Citation: 2009 TCC 576
HER MAJESTY THE QUEEN,
REASONS FOR DETERMINATION OF LAW
 The Appellant seeks a determination of a question of law pursuant to paragraph 58(1)(a) of the Tax Court of Canada Rules (General Procedure).
 The determination sought is that the reassessment being appealed was not made within the normal assessment period because it was not sent by the Minister of National Revenue (the “Minister”) within the time required for doing so. If the determination sought is made, the appeal would be allowed and judgment could be given accordingly. If the determination sought is not made, the appeal would proceed in the normal course.
 A Statement of Agreed Facts was filed which satisfies a requirement for the subject Rule to apply, namely that no facts be in dispute. Indeed both parties acknowledged that all the requirements for the determination sought to be heard were met. I am satisfied that this is the case as well.
 The question of law to be determined ultimately rests on a finding of whether the subject Notice of Reassessment was sent by the Minister on the day asserted by the Respondent. That day, May 28, 2001, was the last day of the normal reassessment period as prescribed by paragraph 152(3.1)(b) of the Income Tax Act (the “Act”). It was the last day of the three year period following the day of mailing of the original Notice of Assessment which was May 28, 1998.
 The authority for the Minister to reassess within the normal assessing period is found in subsection 152(4) of the Act. That subsection permits the Minister to “make” the reassessment within the time just referred to. The question as to whether the Minister “made” the subject reassessment on May 28, 2001 will, as noted, ultimately rest on a finding of whether the subject Notice of Reassessment was “sent” on that day as asserted by the Respondent.
 The agreed facts are as follows:
- The Minister prepared the subject Notice of Reassessment (the “Notice”) which was dated May 28, 2001.
- On the same day the Notice was placed in an envelope addressed to the Appellant at her proper mailing address in Vancouver.
- The envelope containing the Notice was registered on the same day with Canada Post at Winnipeg for delivery to the Appellant at her mailing address.
- An officer of the Canada Customs Revenue Agency identified, as an exhibit to an affidavit, the post office certificate of registration of the envelope which registration date was May 28, 2001.
- The envelope bore the return address of the Minister at Winnipeg.
- The envelope was never delivered to the Appellant and Canada Post never obtained the signature of the Appellant or that of her representative in respect of the envelope, its contents or its delivery.
- By June 21, 2001 Canada Post returned the envelope and its contents to the Minister at Winnipeg as indicated by the word “Cancelled” stamped on the certificate of registration referred to above. The return of the envelope was pursuant to the Undeliverable Mail and Redirected Mail Regulations.

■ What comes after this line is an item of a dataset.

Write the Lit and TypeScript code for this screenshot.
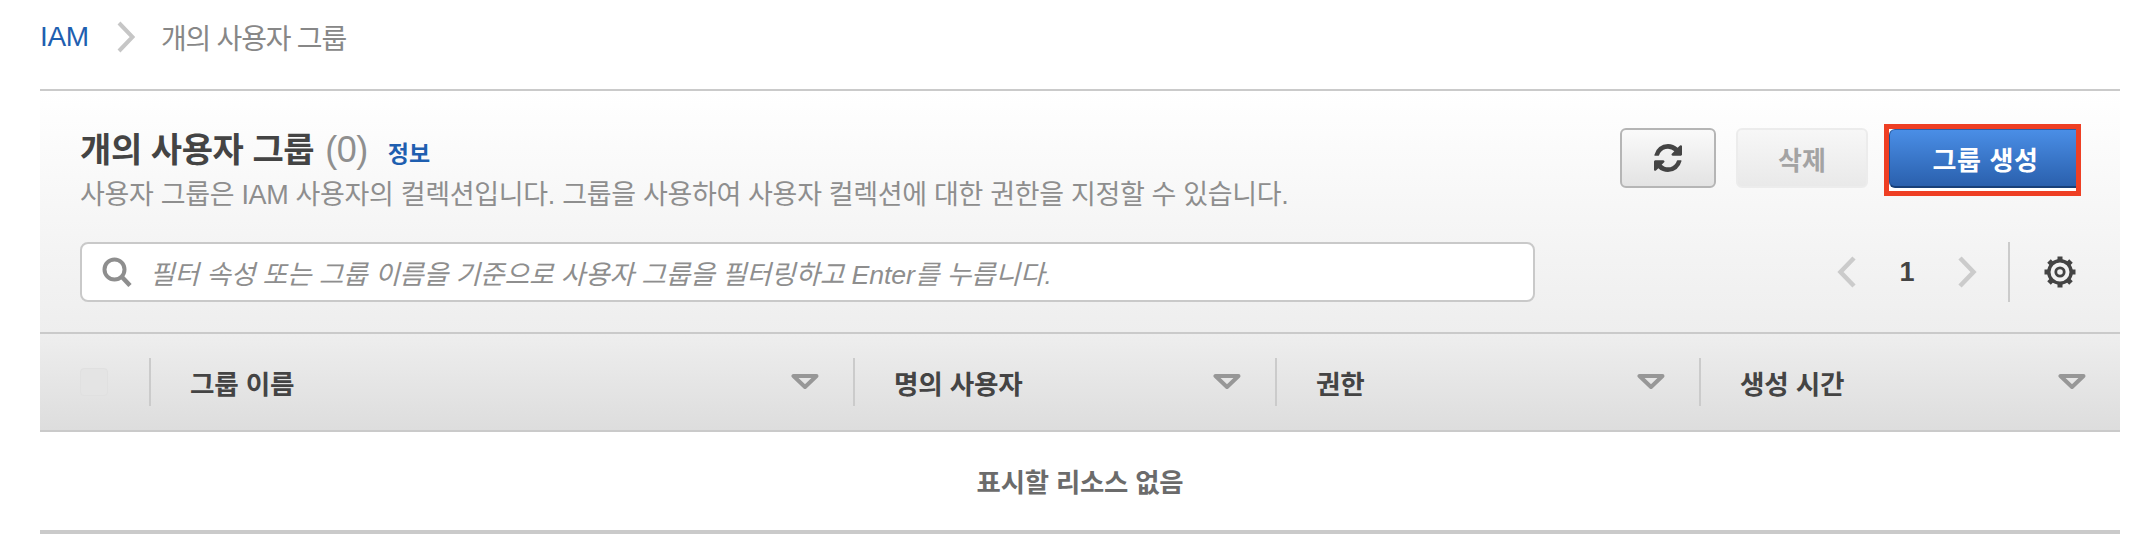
import { LitElement, html, css, svg } from "lit";
import { customElement } from "lit/decorators.js";

const sortIcon = svg`<svg width="28" height="16" viewBox="0 0 28 16"><path d="M2.5 2H25.5L14 13Z" fill="none" stroke="#979797" stroke-width="4" stroke-linejoin="round"/></svg>`;

@customElement("app-root")
export class AppRoot extends LitElement {
  static styles = css`
    :host { display: block; width: 2142px; height: 540px; background: #fff; overflow: hidden;
      font-family: "Liberation Sans", "Noto Sans CJK KR", sans-serif; color: #444; }
    .crumbs { display: flex; align-items: center; height: 89px; padding: 0 0 16px 40px; box-sizing: border-box; font-size: 28px; }
    .crumb-link { color: #1f5fb0; letter-spacing: -0.3px; }
    .crumb-sep { margin: 0 26px 0 28px; display: block; }
    .crumb-cur { color: #878787; letter-spacing: -1.2px; }
    .panel { margin: 0 22px 0 40px; border-top: 2px solid #cacaca; }
    .head { height: 241px; box-sizing: border-box; background: linear-gradient(#fff, #eee); display: flex; flex-direction: column; padding: 37px 0 0 40px; }
    .top { display: flex; justify-content: space-between; height: 114px; }
    .title-line { display: flex; align-items: baseline; line-height: 40px; margin-top: 2px; }
    h1 { margin: 0; font-size: 34px; font-weight: 700; color: #444; letter-spacing: -0.4px; }
    .count { font-size: 36px; color: #8f8f8f; font-weight: 400; margin-left: 11px; letter-spacing: -0.5px; }
    .info { font-size: 23px; font-weight: 700; color: #1f5fb0; margin-left: 20px; }
    .desc { font-size: 27px; color: #8e8e8e; line-height: 34px; margin-top: 4px; letter-spacing: -0.33px; white-space: nowrap; }
    .actions { display: flex; align-items: flex-start; }
    .btn { box-sizing: border-box; height: 60px; border-radius: 6px; display: flex; align-items: center; justify-content: center; font-family: inherit; font-size: 26px; font-weight: 700; }
    .refresh { width: 96px; border: 2px solid #b5b5b5; background: linear-gradient(#fafafa, #e3e3e3); }
    .delete { width: 132px; margin-left: 20px; border: 2px solid #ececec; background: linear-gradient(#f7f7f7, #e9e9e9); color: #a3a3a3; }
    .hl { margin-left: 16px; margin-right: 39px; border: 5px solid #ee3f24; background: #fff; width: 197px; height: 72px; box-sizing: border-box; margin-top: -4px; overflow: hidden; }
    .primary { width: 192px; height: 59px; background: linear-gradient(#4a8ee6, #2a60ad); border: 0; border-bottom: 2px solid #173f78; border-top: 1px solid #2a5ea8; border-left: 1px solid #1f5296; color: #fff; font-size: 26px; letter-spacing: 0.6px; }
    .tools { display: flex; align-items: center; height: 60px; }
    .search { width: 1455px; height: 60px; box-sizing: border-box; border: 2px solid #c9c9c9; border-radius: 8px; background: #fff; display: flex; align-items: center; padding-left: 20px; }
    .ph { margin-left: 18px; font-size: 26.7px; font-style: italic; color: #8e8e8e; letter-spacing: -0.1px; white-space: nowrap; }
    .pager { margin-left: auto; display: flex; align-items: center; }
    .page-no { width: 100px; text-align: center; font-size: 27px; font-weight: 700; color: #444; }
    .sep { width: 2px; height: 60px; background: #cbcbcb; margin-left: 31px; }
    .gear { margin: 0 44px 0 34px; }
    .thead { display: grid; grid-template-columns: 109px 704px 422px 424px 421px; height: 100px; box-sizing: border-box; align-items: center; border-top: 2px solid #cacaca; border-bottom: 2px solid #cacaca; background: linear-gradient(#eee, #ddd); }
    .th { display: flex; align-items: center; height: 48px; box-sizing: border-box; border-left: 2px solid #cbcbcb; padding: 0 34px 0 39px; font-size: 26.6px; font-weight: 700; color: #444; justify-content: space-between; letter-spacing: -0.2px; }
    .cb-cell { padding-left: 40px; }
    .cb { width: 28px; height: 28px; border-radius: 4px; background: #e4e4e4; border: 1px solid #e0e0e0; box-sizing: border-box; }
    .empty { height: 96px; padding-bottom: 2px; display: flex; align-items: center; justify-content: center; font-size: 26.4px; font-weight: 700; color: #6b6b6b; letter-spacing: -0.2px; border-bottom: 4px solid #cacaca; }
    svg { display: block; flex: none; }
  `;

  render() {
    return html`
      <nav class="crumbs">
        <span class="crumb-link">IAM</span>
        <svg class="crumb-sep" width="18" height="32" viewBox="0 0 18 32"><path d="M2 2L15.5 16L2 30" fill="none" stroke="#c6c6c6" stroke-width="4"/></svg>
        <span class="crumb-cur">개의 사용자 그룹</span>
      </nav>
      <section class="panel">
        <div class="head">
          <div class="top">
            <div>
              <div class="title-line">
                <h1>개의 사용자 그룹</h1><span class="count">(0)</span><a class="info">정보</a>
              </div>
              <div class="desc">사용자 그룹은 IAM 사용자의 컬렉션입니다. 그룹을 사용하여 사용자 컬렉션에 대한 권한을 지정할 수 있습니다.</div>
            </div>
            <div class="actions">
              <button class="btn refresh" aria-label="새로 고침">
                <svg width="28" height="28" viewBox="128 128 1536 1536" fill="#444">
                  <path d="M1639 1056q0 5-1 7-64 268-268 434.5t-478 166.5q-146 0-282.5-55t-243.5-157l-129 129q-19 19-45 19t-45-19-19-45v-448q0-26 19-45t45-19h448q26 0 45 19t19 45-19 45l-137 137q71 66 161 102t187 36q134 0 250-65t186-179q11-17 53-117 8-23 30-23h192q13 0 22.5 9.5t9.5 22.5zm25-800v448q0 26-19 45t-45 19h-448q-26 0-45-19t-19-45 19-45l138-138q-148-137-349-137-134 0-250 65t-186 179q-11 17-53 117-8 23-30 23h-199q-13 0-22.5-9.5t-9.5-22.5v-7q65-268 270-434.5t480-166.5q146 0 284 55.5t245 156.5l130-129q19-19 45-19t45 19 19 45z"/>
                </svg>
              </button>
              <button class="btn delete">삭제</button>
              <div class="hl"><button class="btn primary">그룹 생성</button></div>
            </div>
          </div>
          <div class="tools">
            <div class="search">
              <svg width="30" height="30" viewBox="0 0 30 30"><circle cx="12.5" cy="12.5" r="10" fill="none" stroke="#8e8e8e" stroke-width="4"/><path d="M19.5 19.5L28 28.5" stroke="#8e8e8e" stroke-width="4.5" fill="none"/></svg>
              <span class="ph">필터 속성 또는 그룹 이름을 기준으로 사용자 그룹을 필터링하고 Enter를 누릅니다.</span>
            </div>
            <div class="pager">
              <svg width="20" height="32" viewBox="0 0 20 32"><path d="M17 2L3.5 16L17 30" fill="none" stroke="#cbcbcb" stroke-width="4.5"/></svg>
              <span class="page-no">1</span>
              <svg width="20" height="32" viewBox="0 0 20 32"><path d="M3 2L16.5 16L3 30" fill="none" stroke="#cbcbcb" stroke-width="4.5"/></svg>
              <span class="sep"></span>
              <svg class="gear" width="32" height="32" viewBox="0 0 32 32">
                <circle cx="16" cy="16" r="11.2" fill="none" stroke="#444" stroke-width="3.4"/>
                <circle cx="16" cy="16" r="4.2" fill="none" stroke="#444" stroke-width="2.8"/>
                <path stroke="#444" stroke-width="5" d="M16 0.5V5M16 27V31.5M0.5 16H5M27 16H31.5M5 5L8.2 8.2M23.8 23.8L27 27M5 27L8.2 23.8M23.8 8.2L27 5"/>
              </svg>
            </div>
          </div>
        </div>
        <div class="thead">
          <div class="cb-cell"><div class="cb"></div></div>
          <div class="th"><span>그룹 이름</span>${sortIcon}</div>
          <div class="th"><span>명의 사용자</span>${sortIcon}</div>
          <div class="th"><span>권한</span>${sortIcon}</div>
          <div class="th"><span>생성 시간</span>${sortIcon}</div>
        </div>
        <div class="empty">표시할 리소스 없음</div>
      </section>
    `;
  }
}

- On September 6, 2001 the Minister mailed the Notice to the Appellant’s business. It was received by the Appellant’s assistant and delivered to the Appellant’s solicitor.
 The parties accept that the settled law dealing with the reassessment process is that a reassessment is not “made” until the Minister has completed the reassessment process by sending a notice of reassessment to the taxpayer. This statement of the law is found in Jozo (Joe) Kovacevic v. The Queen, 2002 DTC 1986 at paragraph 5. It is a statement of the law that is supported as well by the legislation. Subsection 244(15) of the Act provides that “Where any notice of assessment or determination has been sent by the Minister as required by the Act, the assessment or determination is deemed to have been made on the day of mailing of the notice of the assessment or determination.” (Emphasis added.) Section 248 of the Act defines assessment to include a reassessment which is to say that the reassessment process includes as its final step the sending of the reassessment. That is when the reassessment is “made” for the purposes of determining whether a reassessment was made within the normal reassessment period.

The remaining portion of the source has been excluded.